Il decreto pone a carico delle famiglie sia i contenuti
digitali che i tablet per fruirne. C’è da attendersi che il governo compensi
questi costi con il calo del prezzo dei testi?
È plausibile. Del resto la questione delle tecnologie a
carico dei genitori è una vera sfida. Oggi vi sono molte famiglie che faticano
a trovare le risorse per i testi base: figuriamoci quando si tratterà di
comprare un tablet. Non dimentichiamo, poi, il problema della manutenzione dei
supporti informatici. Già oggi nelle scuole è difficile trovare chi se ne
occupi. Che accadrà per l’hardware e il software per uso scolastico ma in
dotazione a casa propria?
A proposito di hardware e software, possiamo attenderci
l’assalto delle aziende di informatica alla “torta” dell’editoria scolastica
online?
I produttori di software sono già presenti nel mercato
editoriale scolastico, anche se a volte i loro prodotti hanno i limiti di cui
dicevamo prima.
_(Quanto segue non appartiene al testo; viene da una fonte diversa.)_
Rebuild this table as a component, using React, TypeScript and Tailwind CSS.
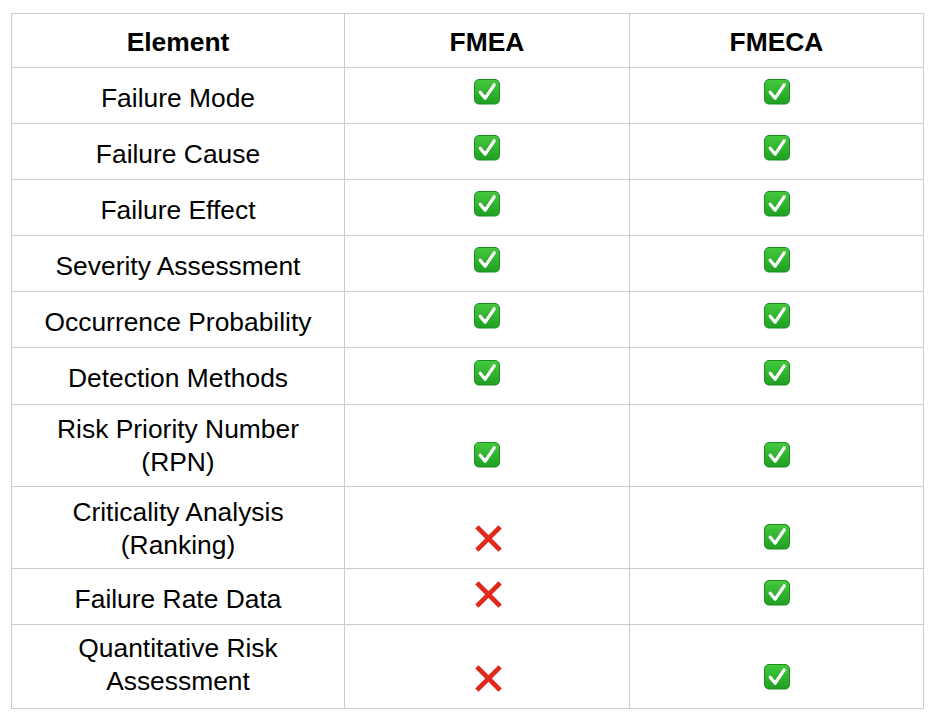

Si genererà una moltiplicazione dell’offerta: e questo è sempre
positivo. Il rischio, semmai, è un altro. Per i colossi informatici
internazionali l’attuale giro di affari dell’editoria scolastica italiana
(circa 800 milioni annui) è meno rilevante rispetto all’acquisizione di nuovi
mercati. Non ci possiamo nascondere che
la scuola è sempre stata un ambitissimo terreno di caccia, e non è detto che
non ci sia qualcuno disposto ad operarvi anche in perdita, pur di monopolizzare
il settore e fidelizzare milioni di potenziali nuovi utenti. In un’epoca di
crisi come l’attuale, il nostro sistema scolastico ha risorse troppo limitate
per resistere a queste sirene. La strategia di Giunti Scuola è quella di
collaborare, senza preclusioni, con i produttori di hardware e software che
possano aiutarci a migliorare la nostra offerta nella direzione che abbiamo in
mente. Nella consapevolezza, però, che in questo complicato scenario il ruolo
degli editori di tradizione è rafforzato: il nostro impegno verso la scuola,
oltre che didattico, dovrà essere etico.